Mangga Probolinggo, misalnya. Memang banyak mangga dari daerah lain yang enak, namun mangga asal probolinggo sudah diakui kenikmatannya. Manis, berair, dan dagingnya tebal. Warga Probolinggo bangga akan mangga mereka dan telah mengeskpor berton-ton mangga ke negara tetangga. Bahkan, dulu tiap warga diminta untuk menanam pohon ini di halamannya. Saat ini, kebijakan ini akan diberlakukan lagi. Saat ini jenis produk mereka dari hasil olahan manggga belum banyak. Namun, saya yakin ke depan mereka tidak hanya mengeskpor buah mangga, namun juga sirup, keripik, dodol, permen, dan aneka kue dari mangga. Siapa tahu nanti juga dijual gantungan kunci dan kaus bergambarkan buah mangga.

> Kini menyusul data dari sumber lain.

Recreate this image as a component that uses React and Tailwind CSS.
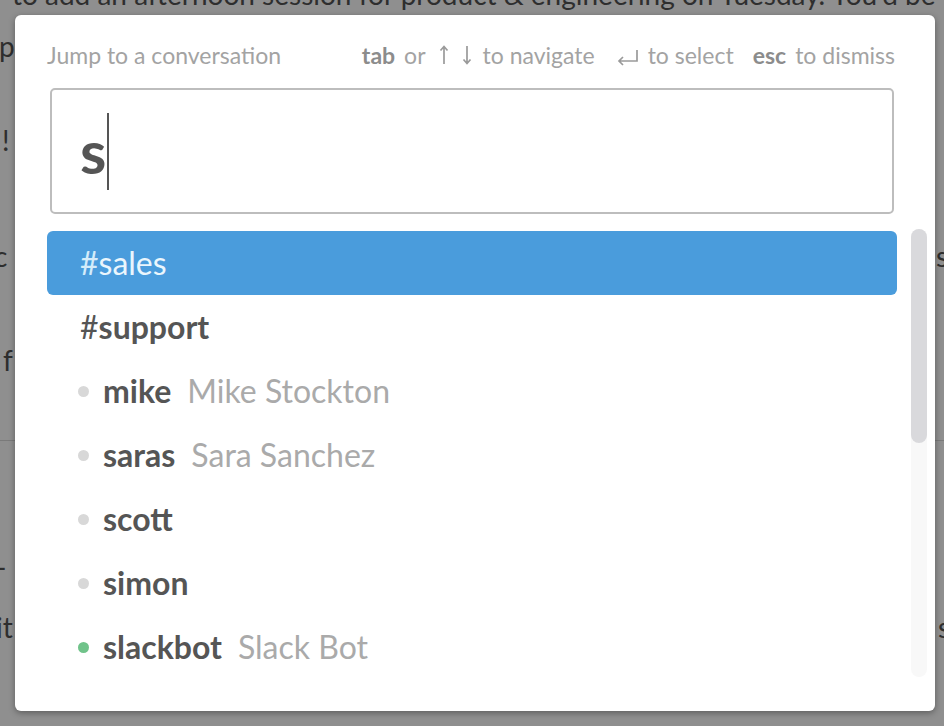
import React from 'react';

const rows = [
  { kind: 'channel', name: 'support' },
  { kind: 'user', name: 'mike', full: 'Mike Stockton' },
  { kind: 'user', name: 'saras', full: 'Sara Sanchez' },
  { kind: 'user', name: 'scott' },
  { kind: 'user', name: 'simon' },
  { kind: 'user', name: 'slackbot', full: 'Slack Bot', online: true },
];

function UpArrow() {
  return (
    <svg width="10" height="20" viewBox="0 0 10 20" className="inline-block">
      <path d="M5 19V2M1.5 5.5L5 1.5l3.5 4" fill="none" stroke="#9a9a9a" strokeWidth="1.7" />
    </svg>
  );
}

function DownArrow() {
  return (
    <svg width="10" height="20" viewBox="0 0 10 20" className="inline-block">
      <path d="M5 1v17M1.5 14.5L5 18.5l3.5-4" fill="none" stroke="#9a9a9a" strokeWidth="1.7" />
    </svg>
  );
}

function ReturnArrow() {
  return (
    <svg width="22" height="18" viewBox="0 0 22 18" className="inline-block">
      <path d="M20 1v11H2M6 8l-4 4 4 4" fill="none" stroke="#9a9a9a" strokeWidth="1.7" />
    </svg>
  );
}

function Background() {
  return (
    <div className="h-[726px] w-[944px] overflow-hidden bg-[#8f8f8f] text-[28px] leading-[32px] text-[#2e2e2e]">
      <div className="-mt-[22px] whitespace-nowrap pl-[12px]">
        to add an afternoon session for product &amp; engineering on Tuesday. You'd be
      </div>
      <div className="mt-[20px] whitespace-nowrap -ml-[1px]">p</div>
      <div className="mt-[62px] whitespace-nowrap pl-[2px]">!</div>
      <div className="mt-[84px] flex justify-between whitespace-nowrap -ml-[6px] -mr-[4px]">
        <span>c</span>
        <span>s</span>
      </div>
      <div className="mt-[72px] whitespace-nowrap pl-[3px]">f</div>
      <div className="mt-[64px] border-t border-[#7a7a7a]" />
      <div className="mt-[110px] whitespace-nowrap -ml-[4px]">-</div>
      <div className="mt-[28px] flex justify-between whitespace-nowrap -ml-[4px] -mr-[6px]">
        <span>it</span>
        <span>s</span>
      </div>
    </div>
  );
}

export default function App() {
  return (
    <div className="relative h-[726px] w-[944px] overflow-hidden" style={{ fontFamily: 'Lato, "Open Sans", sans-serif' }}>
      <Background />
      <div className="absolute inset-0 p-[15px]">
        <div className="flex h-[696px] w-[920px] flex-col rounded-[6px] bg-white pl-[32px] pr-[8px] pt-[26px] shadow-[0_2px_6px_rgba(0,0,0,0.35)]">
          <div className="flex w-[848px] items-center justify-between text-[23px] leading-[28px] text-[#a3a3a3]">
            <span>Jump to a conversation</span>
            <div className="flex items-center">
              <span className="font-bold text-[#8c8c8c]">tab</span>
              <span className="ml-[9px]">or</span>
              <span className="ml-[13px] flex items-center gap-[13px]">
                <UpArrow />
                <DownArrow />
              </span>
              <span className="ml-[11px]">to navigate</span>
              <span className="ml-[22px]">
                <ReturnArrow />
              </span>
              <span className="ml-[9px]">to select</span>
              <span className="ml-[19px] font-bold text-[#8c8c8c]">esc</span>
              <span className="ml-[9px]">to dismiss</span>
            </div>
          </div>

          <div className="ml-[3px] mt-[19px] flex h-[126px] w-[844px] items-center rounded-[5px] border-2 border-[#bdbdbd] pl-[28px]">
            <span className="text-[60px] font-bold leading-none text-[#555555]">s</span>
            <span className="ml-[1px] h-[77px] w-[2px] bg-[#555555]" />
          </div>

          <div className="mt-[15px] flex">
            <div className="w-[850px]">
              <div className="mt-[2px] flex h-[64px] items-center rounded-[6px] bg-[#4a9cdc] pl-[33px] text-[32px] text-[#eaf6fd]">
                <span className="text-[#d4ecfa]">#</span>
                <span>sales</span>
              </div>
              {rows.map((r) => (
                <div key={r.name} className="flex h-[64px] items-center pl-[31px] text-[32px]">
                  {r.kind === 'channel' ? (
                    <span className="ml-[2px] font-bold text-[#555555]">
                      <span className="font-normal">#</span>
                      {r.name}
                    </span>
                  ) : (
                    <>
                      <span
                        className={`h-[11px] w-[11px] rounded-full ${r.online ? 'bg-[#70c38a]' : 'bg-[#d8d8d8]'}`}
                      />
                      <span className="ml-[14px] font-bold text-[#555555]">{r.name}</span>
                      {r.full && <span className="ml-[16px] text-[#aaaaaa]">{r.full}</span>}
                    </>
                  )}
                </div>
              ))}
            </div>
            <div className="ml-[14px] flex h-[448px] w-[16px] flex-col rounded-full bg-[#f8f8f8]">
              <div className="h-[214px] w-full rounded-full bg-[#d9d9dc]" />
            </div>
          </div>
        </div>
      </div>
    </div>
  );
}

Menumbuhkan kecintaan terhadap produk lokal memang tidak bisa secara instan. Bisa diawali dari pejabat daerah kemudian ditumbuhkan di lingkungan sekolah, keluarga, instansi dan institusi, serta lingkungan tempat tinggal. Program ini melibatkan seluruh komponen masyarakat dan hasilnya juga bakal dirasakan oleh mereka.
Semoga nantinya produk domestik dapat menjadi raja di negeri sendiri.